My second objection concerns Roemer’s claim that his view is not committed to any position about what factors are beyond persons’ control; each society is left to decide that for itself.[2] This disclaimer notwithstanding, Roemer’s view does seem to be committed to a controversial assumption about responsibility. He appears to endorse a version of what I call the regression principle: that in order to be responsible for something, a person must be responsible for its causes (and so in turn responsible for the causes of those causes, and so on). This controversial assumption arguably makes responsibility impossible, whether or not determinism holds: nothing could possibly be responsible for the causes of anything, all the way back. Similar points apply to control: if control of something required control of its causes, control would be impossible too. For this reason, building a regression requirement into the idea of equal opportunity may make the idea look a Trojan Horse to friends of responsibility. To eliminate this threat, we’d have to admit that responsibility for certain results does not require responsibility for causes, all the way back.
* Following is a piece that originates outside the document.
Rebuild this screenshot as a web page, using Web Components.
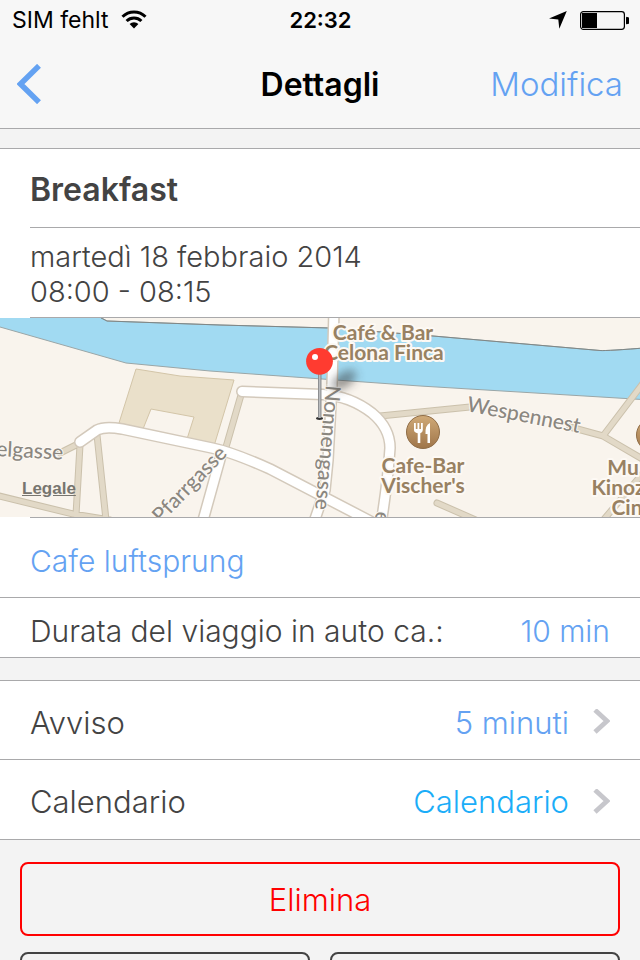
<!DOCTYPE html>
<html lang="it">
<head>
<meta charset="utf-8">
<meta name="viewport" content="width=device-width, initial-scale=1">
<title>Dettagli</title>
<style>
body {
  margin: 0;
  background: #f3f3f3;
  color: #434343;
  font-family: Inter, "Liberation Sans", sans-serif;
  font-weight: 300;
  --line: #a9a9ab;
  --accent: #64a2f2;
}
</style>
</head>
<body>
<status-bar carrier="SIM fehlt" time="22:32"></status-bar>
<nav-bar>
  <span slot="title">Dettagli</span>
  <span slot="action">Modifica</span>
</nav-bar>

<main>
  <detail-group>
    <detail-heading>Breakfast</detail-heading>
    <detail-time>
      <span>martedì 18 febbraio 2014</span>
      <span slot="hours">08:00 - 08:15</span>
    </detail-time>
    <event-map></event-map>
    <place-link>Cafe luftsprung</place-link>
    <travel-time>
      Durata del viaggio in auto ca.:
      <span slot="value">10 min</span>
    </travel-time>
  </detail-group>

  <detail-group>
    <option-row>Avviso <span slot="value">5 minuti</span></option-row>
    <option-row style="--accent: #1badf8">Calendario <span slot="value">Calendario</span></option-row>
  </detail-group>

  <event-actions></event-actions>
</main>

<script>
function define(name, html) {
  const template = document.createElement('template');
  template.innerHTML = html;

  window.customElements.define(name, class extends HTMLElement {
    constructor() {
      super();
      this.attachShadow({ mode: 'open' });
      this.shadowRoot.appendChild(template.content.cloneNode(true));
    }

    connectedCallback() {
      this.shadowRoot.querySelectorAll('[data-attr]').forEach((el) => {
        el.textContent = this.getAttribute(el.dataset.attr);
      });
    }
  });
}

define('status-bar', `
<style>
:host {
  display: grid;
  grid-template-columns: 1fr auto 1fr;
  align-items: center;
  height: 40px;
  padding: 0 11px 0 12px;
  background: #f7f7f7;
  color: #000;
  font-size: 23px;
  font-weight: 400;
}
div {
  display: flex;
  align-items: center;
  gap: 13px;
}
.right {
  justify-content: flex-end;
}
b {
  font-size: 22px;
  font-weight: 600;
}
svg {
  display: block;
}
</style>
<div>
  <span data-attr="carrier"></span>
  <svg width="26" height="20" viewBox="0 0 26 20">
    <g fill="none" stroke="#000" stroke-width="3">
      <path d="M1.5 6.8a16.3 16.3 0 0 1 23 0"/>
      <path d="M5.6 11a10.5 10.5 0 0 1 14.8 0"/>
    </g>
    <path d="M8.6 14a6.2 6.2 0 0 1 8.8 0L13 18.5z"/>
  </svg>
</div>
<b data-attr="time"></b>
<div class="right">
  <svg width="18" height="18" viewBox="0 0 18 18"><path d="M17.8 0 10.3 17.8 9.3 8.5 0 7.6z"/></svg>
  <svg width="49" height="20" viewBox="0 0 49 20">
    <rect x=".6" y="1.6" width="43.8" height="17.8" rx="2.8" fill="none" stroke="#000" stroke-width="1.2"/>
    <rect x="2" y="3" width="15" height="15"/>
    <path d="M46.500 7.300a3.300 3.300 0 0 1 0 6.600z" stroke="#000"/>
  </svg>
</div>
`);

define('nav-bar', `
<style>
:host {
  display: grid;
  grid-template-columns: 1fr auto 1fr;
  align-items: center;
  height: 88px;
  padding: 0 17px;
  background: #f7f7f7;
  border-bottom: 1px solid var(--line);
}
button {
  padding: 0;
  border: 0;
  background: none;
  color: var(--accent);
  font: inherit;
  font-size: 33px;
}
.back {
  justify-self: start;
}
.action {
  justify-self: end;
}
svg {
  display: block;
}
h1 {
  margin: 0;
  color: #000;
  font-size: 32px;
  font-weight: 600;
}
</style>
<button class="back" aria-label="Indietro">
  <svg width="24" height="40" viewBox="0 0 24 40"><path d="M22 1.8 3.5 20 22 38.2" fill="none" stroke="currentColor" stroke-width="5.5"/></svg>
</button>
<h1><slot name="title"></slot></h1>
<button class="action"><slot name="action"></slot></button>
`);

define('detail-group', `
<style>
:host {
  display: block;
  margin-top: 19px;
  background: #fff;
  border: solid var(--line);
  border-width: 1px 0;
}
:host(:nth-of-type(2)) {
  margin-top: 22px;
}
</style>
<slot></slot>
`);

define('detail-heading', `
<style>
:host {
  display: flex;
  align-items: center;
  box-sizing: border-box;
  height: 79px;
  margin-left: 30px;
  padding-top: 2px;
  border-bottom: 1px solid var(--line);
}
h2 {
  margin: 0;
  font-size: 32px;
  font-weight: 600;
}
</style>
<h2><slot></slot></h2>
`);

define('detail-time', `
<style>
:host {
  display: flex;
  flex-direction: column;
  justify-content: center;
  box-sizing: border-box;
  height: 90px;
  margin-left: 30px;
  padding-top: 2px;
  border-bottom: 1px solid var(--line);
  font-size: 29px;
  line-height: 35px;
}
</style>
<div><slot></slot></div>
<div><slot name="hours"></slot></div>
`);

define('event-map', `
<style>
:host {
  display: block;
  position: relative;
  height: 199px;
}
:host::after {
  content: "";
  display: block;
  margin-left: 30px;
  border-bottom: 1px solid var(--line);
}
svg {
  display: block;
  width: 100%;
  height: 100%;
  background: #f9f4ed;
}
a {
  position: absolute;
  left: 22px;
  bottom: 18px;
  color: #77756f;
  font: bold 17px/20px "Liberation Sans", sans-serif;
}
.case { stroke: #d3c9bb; stroke-width: 12; }
.road { stroke: #fff; stroke-width: 9; }
.lane-case { stroke: #cbc1ac; stroke-width: 7; }
.lane { stroke: #e2d9c7; stroke-width: 5; }
text {
  font-family: Lato, sans-serif;
  paint-order: stroke;
  stroke: #fdf9f4;
  stroke-width: 4px;
  stroke-linejoin: round;
}
.poi {
  fill: #988162;
  font-size: 21px;
  font-weight: 700;
  text-anchor: middle;
}
.street {
  fill: #8b8780;
  stroke-width: 2px;
  font-size: 21px;
  font-weight: 500;
}
</style>
<svg viewBox="0 318 640 199" preserveAspectRatio="xMidYMid slice" role="img" aria-label="Mappa">
  <defs>
    <linearGradient id="disc" x1="0" y1="0" x2="0" y2="1">
      <stop offset="0" stop-color="#d0aa78"/>
      <stop offset="1" stop-color="#9f7549"/>
    </linearGradient>
    <linearGradient id="needle">
      <stop offset="0" stop-color="#77797b"/>
      <stop offset=".5" stop-color="#c3c5c8"/>
      <stop offset="1" stop-color="#77797b"/>
    </linearGradient>
    <filter id="blur" x="-1" y="-1" width="3" height="3"><feGaussianBlur stdDeviation="5"/></filter>
    <g id="roads">
      <path d="M334 310 332 385 328 460 325 490 314 522"/>
      <path d="M222 452 202 524"/>
      <path d="M242 391.500 323 394.500Q350 396 372 413 390 428 390 448 388 480 381 524"/>
      <path d="M80 442 97 430Q105 426 122 429L212 448Q232 452 270 469L372 522"/>
    </g>
    <g id="lanes">
      <path d="M80 445 76 515M97 435 106 520M-5 495 73 514 110 520M60 453 80 443"/>
      <path d="M241 395 226 447M380 416 420 412 470 407M570 427 603 436 644 382M603 436 644 460M600 524 644 472M437 503 478 521"/>
    </g>
  </defs>

  <!-- river -->
  <path d="M-10 310H88L107 321 220 325 330 328 433 336 600 350.500Q607 351 650 347.500V400L420 386 210 371 126 363 0 327-10 324z" fill="#a1daf2" stroke="#9aa6a7"/>
  <path d="M101 318 107 321 220 325 330 328 433 336 600 350.500Q607 351 650 347.500" fill="none" stroke="#7f8787"/>
  <!-- building -->
  <path d="M136 369 180 376 234 380 214 446 187 439 194 417 151 409 143 429 119 423z" fill="#eae0ca" stroke="#d3c5a8"/>

  <g fill="none" stroke-linecap="round">
    <use href="#lanes" class="lane-case"/>
    <use href="#lanes" class="lane"/>
    <use href="#roads" class="case"/>
    <use href="#roads" class="road"/>
  </g>

  <text class="street" transform="translate(-4 456) rotate(3)">elgasse</text>
  <text class="street" transform="translate(161 524) rotate(-46)">Pfarrgasse</text>
  <text class="street" transform="translate(326 385) rotate(95)">Nonnengasse</text>
  <text class="street" transform="translate(466 411) rotate(11)">Wespennest</text>
  <text class="street" transform="translate(376 511) rotate(97)">e</text>

  <text class="poi" x="383" y="340">Café &amp; Bar</text>
  <text class="poi" x="384" y="360">Celona Finca</text>
  <text class="poi" x="423" y="473">Cafe-Bar</text>
  <text class="poi" x="423" y="493">Vischer's</text>
  <text class="poi" x="623" y="475">Mu</text>
  <text class="poi" x="618" y="495">Kinoz</text>
  <text class="poi" x="627" y="515">Cin</text>

  <g fill="url(#disc)" stroke="#8f6d47">
    <circle cx="423" cy="432" r="16.5"/>
    <circle cx="653" cy="435" r="16.5"/>
  </g>
  <g fill="#fff">
    <path d="M414 423h1.800v6h1.700v-6h1.800v6h1.700v-6h1.800v7q0 2.500-2.500 3.200V443h-2.600V433.200Q414 432.500 414 430z"/>
    <path d="M430 423V443h-2.500V434H425.500Q425 425 430 423z"/>
  </g>

  <!-- pin -->
  <ellipse cx="344" cy="380" rx="14" ry="7" transform="rotate(-35 344 380)" fill="#333" opacity=".5" filter="url(#blur)"/>
  <ellipse cx="319.500" cy="418.500" rx="3.500" ry="1.400" fill="#333"/>
  <rect x="318" y="373" width="3.400" height="45" fill="url(#needle)"/>
  <circle cx="319.500" cy="361.300" r="13.400" fill="#ff3b30"/>
  <circle cx="315" cy="357" r="3" fill="#fff"/>
</svg>
<a href="#legale">Legale</a>
`);

define('place-link', `
<style>
:host {
  display: flex;
  align-items: center;
  height: 80px;
  padding: 6px 30px 0;
  box-sizing: border-box;
  margin-top: 1px;
  border-bottom: 1px solid var(--line);
  font-size: 30px;
}
a {
  color: var(--accent);
  text-decoration: none;
}
</style>
<a href="#mappa"><slot></slot></a>
`);

define('travel-time', `
<style>
:host {
  display: flex;
  align-items: center;
  justify-content: space-between;
  height: 59px;
  padding: 6px 30px 0;
  box-sizing: border-box;
  font-size: 30px;
}
.value {
  color: var(--accent);
}
</style>
<div><slot></slot></div>
<div class="value"><slot name="value"></slot></div>
`);

define('option-row', `
<style>
:host {
  display: block;
}
:host(:not(:first-of-type)) {
  border-top: 1px solid var(--line);
}
button {
  display: flex;
  align-items: center;
  width: 100%;
  height: 79px;
  padding: 4px 30px 0;
  border: 0;
  background: none;
  color: inherit;
  font: inherit;
  font-size: 31px;
  text-align: left;
}
:host(:first-of-type) button {
  height: 78px;
}
.value {
  margin-left: auto;
  margin-right: 24px;
  color: var(--accent);
}
</style>
<button>
  <span><slot></slot></span>
  <span class="value"><slot name="value"></slot></span>
  <svg width="17" height="26" viewBox="0 0 17 26"><path d="M2 1 14 12 2 23" fill="none" stroke="#c7c7cc" stroke-width="4.8"/></svg>
</button>
`);

define('event-actions', `
<style>
:host {
  display: grid;
  grid-template-columns: 1fr 1fr;
  gap: 16px 20px;
  padding: 22px 20px 0;
  height: 98px;
  overflow: hidden;
}
button {
  height: 74px;
  border: 2px solid #434343;
  border-radius: 8px;
  background: none;
  font: inherit;
  font-size: 31px;
}
.delete {
  grid-column: span 2;
  border-color: #f00;
  color: #f00;
}
</style>
<button class="delete">Elimina</button>
<button aria-label="Condividi"></button>
<button aria-label="Duplica"></button>
`);
</script>
</body>
</html>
But this may be what libertarians, among others, are urging.

This admission is not, however, incompatible with Roemer’s equality-of-opportunity procedure (despite Roemer’s comments on the libertarian view): it simply alters the view of responsibility a given society might apply in order to determine the types it would use to implement Roemer’s procedure. Indeed, to get any scope at all for differences for which people are responsible, and hence for Roemer’s notion of variation within a type, it is arguably necessary to reject the regression principle, since it would make responsibility impossible. Alternatively, we can try to develop a version of egalitarianism that is not tied to ideas of responsibility and luck and hence avoids these difficulties. I think this is the better alternative, but that is a topic for further discussion.[4]